How much better it is to look into the mirror of God’s law and see the truth!  How much better it is to admit the truth… to confess the truth.  For then God will show us a different picture. He will turn our gaze from the ugly reflection of our sin, to the beautiful portrait of His love.  Having shown us our sin in the law, He will show us our Savior in the Gospel. He will take us to manger where He became one of us to be our savior.
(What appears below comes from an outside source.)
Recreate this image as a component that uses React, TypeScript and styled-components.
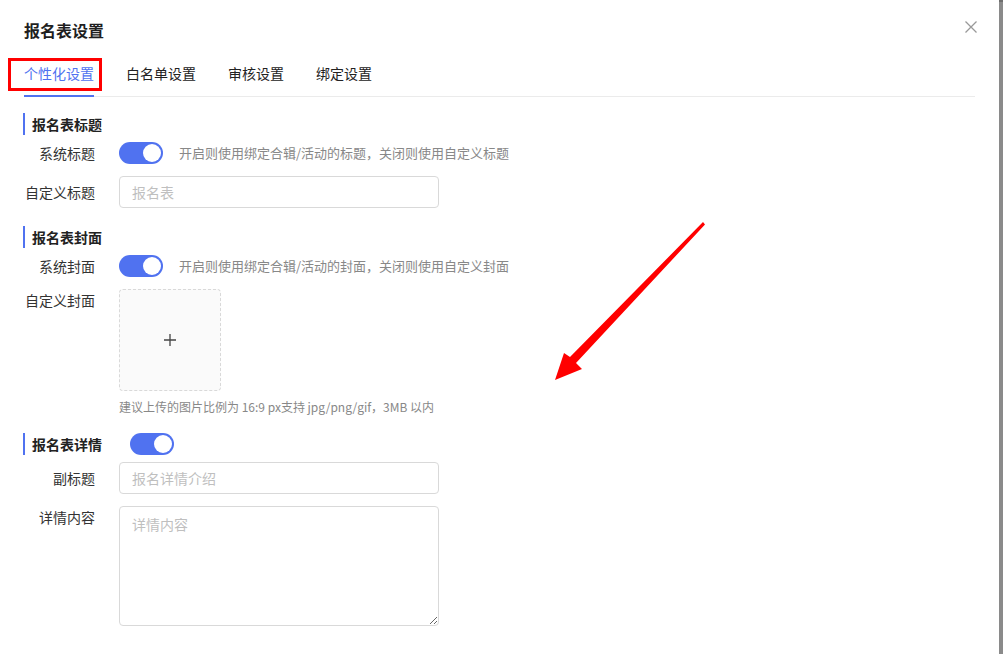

He will take us to the cross where He loved us so much that He gave up His life for our sins.  He will take us to the empty tomb and assure us that because He lives, we will live also.  He will bring us to His house to be reminded that at our baptisms He has washed away all our sin.   He will bring us to worship to hear the words of forgiveness spoken… the promise “that if we confess our sins, He is faithful and just and will forgive our sin and cleans us from all unrighteousness.”   He will bring us to His table that we might taste His forgiveness in His body and blood given in, with and under the bread and wine.  Having acknowledged the ugliness of our sin, God will show you and me the fairest of them all – He will show us Jesus who took the ugliness of our sin upon Himself, that we might be God’s beloved children – washed clean in His blood!